**Set exercise**
Go from the first line to the line with "useState, type ReactNode" and return those lines verbatim, ends included.

## BEGIN Dataset excerpt

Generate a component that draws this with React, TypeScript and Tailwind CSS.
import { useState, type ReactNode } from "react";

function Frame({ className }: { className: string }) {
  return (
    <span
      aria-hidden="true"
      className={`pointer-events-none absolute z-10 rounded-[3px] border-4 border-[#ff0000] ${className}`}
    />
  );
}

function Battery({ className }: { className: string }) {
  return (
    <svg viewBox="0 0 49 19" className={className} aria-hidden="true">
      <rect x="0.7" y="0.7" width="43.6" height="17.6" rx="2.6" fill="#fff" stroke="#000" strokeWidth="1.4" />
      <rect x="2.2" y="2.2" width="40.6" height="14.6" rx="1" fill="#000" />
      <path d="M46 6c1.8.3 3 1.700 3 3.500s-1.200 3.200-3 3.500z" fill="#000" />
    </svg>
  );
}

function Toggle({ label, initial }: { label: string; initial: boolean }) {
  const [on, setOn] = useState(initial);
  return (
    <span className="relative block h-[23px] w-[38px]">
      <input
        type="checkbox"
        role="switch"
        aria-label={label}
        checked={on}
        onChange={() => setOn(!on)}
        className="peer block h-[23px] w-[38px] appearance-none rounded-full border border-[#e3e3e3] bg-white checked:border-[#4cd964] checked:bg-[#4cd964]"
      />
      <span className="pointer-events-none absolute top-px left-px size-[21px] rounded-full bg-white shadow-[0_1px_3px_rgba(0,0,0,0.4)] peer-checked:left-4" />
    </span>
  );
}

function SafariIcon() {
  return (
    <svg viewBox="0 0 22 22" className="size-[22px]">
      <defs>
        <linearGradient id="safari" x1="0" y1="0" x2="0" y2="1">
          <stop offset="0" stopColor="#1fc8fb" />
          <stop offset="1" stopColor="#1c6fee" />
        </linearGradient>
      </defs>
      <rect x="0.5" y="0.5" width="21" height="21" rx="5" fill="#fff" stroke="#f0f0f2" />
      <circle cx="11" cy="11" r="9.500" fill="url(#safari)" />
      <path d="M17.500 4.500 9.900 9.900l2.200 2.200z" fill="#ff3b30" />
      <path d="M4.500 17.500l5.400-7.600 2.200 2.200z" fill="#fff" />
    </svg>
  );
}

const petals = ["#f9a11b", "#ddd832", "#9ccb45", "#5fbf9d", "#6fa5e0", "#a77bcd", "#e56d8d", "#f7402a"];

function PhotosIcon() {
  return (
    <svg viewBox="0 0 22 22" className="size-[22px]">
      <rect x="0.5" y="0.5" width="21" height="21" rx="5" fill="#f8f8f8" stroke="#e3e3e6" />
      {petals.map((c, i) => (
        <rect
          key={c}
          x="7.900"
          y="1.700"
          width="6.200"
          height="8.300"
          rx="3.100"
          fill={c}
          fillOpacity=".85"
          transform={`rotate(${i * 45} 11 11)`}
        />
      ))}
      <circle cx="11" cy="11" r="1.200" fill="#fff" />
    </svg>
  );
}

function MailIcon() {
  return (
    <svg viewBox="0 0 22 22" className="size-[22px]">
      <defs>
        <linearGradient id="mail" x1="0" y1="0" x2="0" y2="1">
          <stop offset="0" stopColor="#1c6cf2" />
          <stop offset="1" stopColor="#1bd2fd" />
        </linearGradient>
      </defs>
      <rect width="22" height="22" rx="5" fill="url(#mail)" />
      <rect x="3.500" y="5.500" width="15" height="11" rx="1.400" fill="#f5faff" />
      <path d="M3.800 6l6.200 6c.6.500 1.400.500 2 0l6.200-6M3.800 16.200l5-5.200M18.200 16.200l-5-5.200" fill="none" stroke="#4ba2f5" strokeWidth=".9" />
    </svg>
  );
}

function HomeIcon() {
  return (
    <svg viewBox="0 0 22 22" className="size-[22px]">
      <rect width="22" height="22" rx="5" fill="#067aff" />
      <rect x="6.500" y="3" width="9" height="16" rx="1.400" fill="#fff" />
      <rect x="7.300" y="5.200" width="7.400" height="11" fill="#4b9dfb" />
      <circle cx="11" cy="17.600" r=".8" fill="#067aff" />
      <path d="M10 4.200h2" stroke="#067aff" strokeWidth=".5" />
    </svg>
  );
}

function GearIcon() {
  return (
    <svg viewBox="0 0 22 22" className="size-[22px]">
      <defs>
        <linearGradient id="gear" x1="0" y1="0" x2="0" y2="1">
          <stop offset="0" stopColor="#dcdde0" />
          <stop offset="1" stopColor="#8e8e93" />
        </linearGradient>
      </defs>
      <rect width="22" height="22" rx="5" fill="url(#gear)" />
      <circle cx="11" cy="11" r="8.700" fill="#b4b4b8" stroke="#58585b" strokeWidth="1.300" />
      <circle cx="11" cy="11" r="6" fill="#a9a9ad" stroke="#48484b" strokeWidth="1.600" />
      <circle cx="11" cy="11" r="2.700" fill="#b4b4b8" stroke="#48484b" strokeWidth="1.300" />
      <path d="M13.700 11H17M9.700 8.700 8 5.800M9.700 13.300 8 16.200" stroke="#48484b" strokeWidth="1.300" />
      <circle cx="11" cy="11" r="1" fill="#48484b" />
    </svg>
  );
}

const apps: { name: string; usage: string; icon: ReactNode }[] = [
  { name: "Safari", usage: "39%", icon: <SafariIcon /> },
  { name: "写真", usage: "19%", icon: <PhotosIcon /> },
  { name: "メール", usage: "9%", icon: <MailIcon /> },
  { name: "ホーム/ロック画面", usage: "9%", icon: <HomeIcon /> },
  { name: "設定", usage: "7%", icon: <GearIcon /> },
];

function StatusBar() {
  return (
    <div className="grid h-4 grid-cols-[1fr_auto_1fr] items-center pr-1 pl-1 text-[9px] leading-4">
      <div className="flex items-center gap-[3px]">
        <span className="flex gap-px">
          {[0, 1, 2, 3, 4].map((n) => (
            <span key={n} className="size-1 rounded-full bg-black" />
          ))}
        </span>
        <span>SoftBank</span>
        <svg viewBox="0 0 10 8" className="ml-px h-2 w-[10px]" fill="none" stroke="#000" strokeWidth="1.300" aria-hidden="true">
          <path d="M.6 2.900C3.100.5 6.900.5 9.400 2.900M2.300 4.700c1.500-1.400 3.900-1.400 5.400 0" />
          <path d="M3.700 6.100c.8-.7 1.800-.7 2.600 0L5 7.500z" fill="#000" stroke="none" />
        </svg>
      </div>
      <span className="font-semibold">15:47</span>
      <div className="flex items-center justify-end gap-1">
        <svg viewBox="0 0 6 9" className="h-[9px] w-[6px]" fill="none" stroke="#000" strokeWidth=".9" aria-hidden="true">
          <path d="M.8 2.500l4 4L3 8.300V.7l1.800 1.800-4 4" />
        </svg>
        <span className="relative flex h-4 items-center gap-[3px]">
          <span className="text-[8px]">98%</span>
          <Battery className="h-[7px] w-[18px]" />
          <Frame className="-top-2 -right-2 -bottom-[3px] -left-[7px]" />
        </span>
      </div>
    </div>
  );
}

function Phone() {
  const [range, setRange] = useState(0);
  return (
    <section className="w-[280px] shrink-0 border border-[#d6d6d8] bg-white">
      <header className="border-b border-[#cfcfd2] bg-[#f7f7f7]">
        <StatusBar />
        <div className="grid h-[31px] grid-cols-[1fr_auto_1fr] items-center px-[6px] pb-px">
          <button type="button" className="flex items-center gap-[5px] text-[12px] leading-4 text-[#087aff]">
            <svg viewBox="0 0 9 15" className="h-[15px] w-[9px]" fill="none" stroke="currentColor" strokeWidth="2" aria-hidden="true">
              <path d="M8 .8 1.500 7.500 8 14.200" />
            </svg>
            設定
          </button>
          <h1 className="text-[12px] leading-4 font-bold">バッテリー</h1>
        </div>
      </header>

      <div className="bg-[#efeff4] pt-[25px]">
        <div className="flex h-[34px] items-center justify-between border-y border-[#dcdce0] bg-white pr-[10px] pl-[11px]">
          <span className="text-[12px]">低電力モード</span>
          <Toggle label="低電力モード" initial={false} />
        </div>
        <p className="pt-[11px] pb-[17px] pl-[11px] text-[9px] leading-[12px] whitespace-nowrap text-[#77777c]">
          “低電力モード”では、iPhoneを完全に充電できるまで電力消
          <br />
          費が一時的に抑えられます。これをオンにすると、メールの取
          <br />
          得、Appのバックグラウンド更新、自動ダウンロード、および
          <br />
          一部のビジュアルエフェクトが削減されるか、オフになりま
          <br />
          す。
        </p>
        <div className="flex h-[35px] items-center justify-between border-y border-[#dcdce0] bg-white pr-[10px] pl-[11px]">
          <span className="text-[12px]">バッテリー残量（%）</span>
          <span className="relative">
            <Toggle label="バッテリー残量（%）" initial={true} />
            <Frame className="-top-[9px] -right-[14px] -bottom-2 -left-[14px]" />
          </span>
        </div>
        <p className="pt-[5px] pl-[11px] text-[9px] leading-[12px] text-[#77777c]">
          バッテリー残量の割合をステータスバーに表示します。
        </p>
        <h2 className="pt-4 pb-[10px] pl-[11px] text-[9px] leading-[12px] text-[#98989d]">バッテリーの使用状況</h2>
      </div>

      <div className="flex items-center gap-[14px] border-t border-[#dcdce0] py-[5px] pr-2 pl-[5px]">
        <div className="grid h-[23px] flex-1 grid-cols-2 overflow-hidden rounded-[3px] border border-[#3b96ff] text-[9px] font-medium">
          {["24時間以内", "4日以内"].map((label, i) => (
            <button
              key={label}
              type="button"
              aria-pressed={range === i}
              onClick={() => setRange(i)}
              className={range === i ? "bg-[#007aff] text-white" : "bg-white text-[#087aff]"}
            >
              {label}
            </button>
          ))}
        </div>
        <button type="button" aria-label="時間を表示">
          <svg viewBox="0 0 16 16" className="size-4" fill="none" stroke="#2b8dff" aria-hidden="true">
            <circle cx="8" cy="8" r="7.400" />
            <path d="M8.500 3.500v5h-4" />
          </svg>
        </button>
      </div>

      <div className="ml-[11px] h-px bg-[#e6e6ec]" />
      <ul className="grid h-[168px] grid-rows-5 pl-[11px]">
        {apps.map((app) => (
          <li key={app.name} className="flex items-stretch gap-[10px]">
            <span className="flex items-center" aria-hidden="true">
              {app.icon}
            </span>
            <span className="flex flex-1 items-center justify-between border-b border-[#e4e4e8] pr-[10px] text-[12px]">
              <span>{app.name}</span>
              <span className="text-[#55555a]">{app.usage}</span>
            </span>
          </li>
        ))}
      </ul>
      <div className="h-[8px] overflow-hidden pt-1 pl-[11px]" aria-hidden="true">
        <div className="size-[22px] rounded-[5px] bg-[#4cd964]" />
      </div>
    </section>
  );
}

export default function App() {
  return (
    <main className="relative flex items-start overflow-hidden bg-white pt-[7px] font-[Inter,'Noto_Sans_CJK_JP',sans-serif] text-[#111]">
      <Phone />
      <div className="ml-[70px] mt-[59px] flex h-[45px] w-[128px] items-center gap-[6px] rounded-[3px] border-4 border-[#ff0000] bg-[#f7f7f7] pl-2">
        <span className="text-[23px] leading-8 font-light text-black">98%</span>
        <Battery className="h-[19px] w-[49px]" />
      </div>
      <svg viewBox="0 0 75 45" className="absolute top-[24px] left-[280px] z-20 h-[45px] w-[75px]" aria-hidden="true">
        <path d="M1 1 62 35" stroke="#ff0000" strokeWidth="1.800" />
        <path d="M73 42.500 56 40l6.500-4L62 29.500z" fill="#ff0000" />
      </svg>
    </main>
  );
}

## END Dataset excerpt

**Result of the task**
Generate a component that draws this with React, TypeScript and Tailwind CSS.
import { useState, type ReactNode } from "react";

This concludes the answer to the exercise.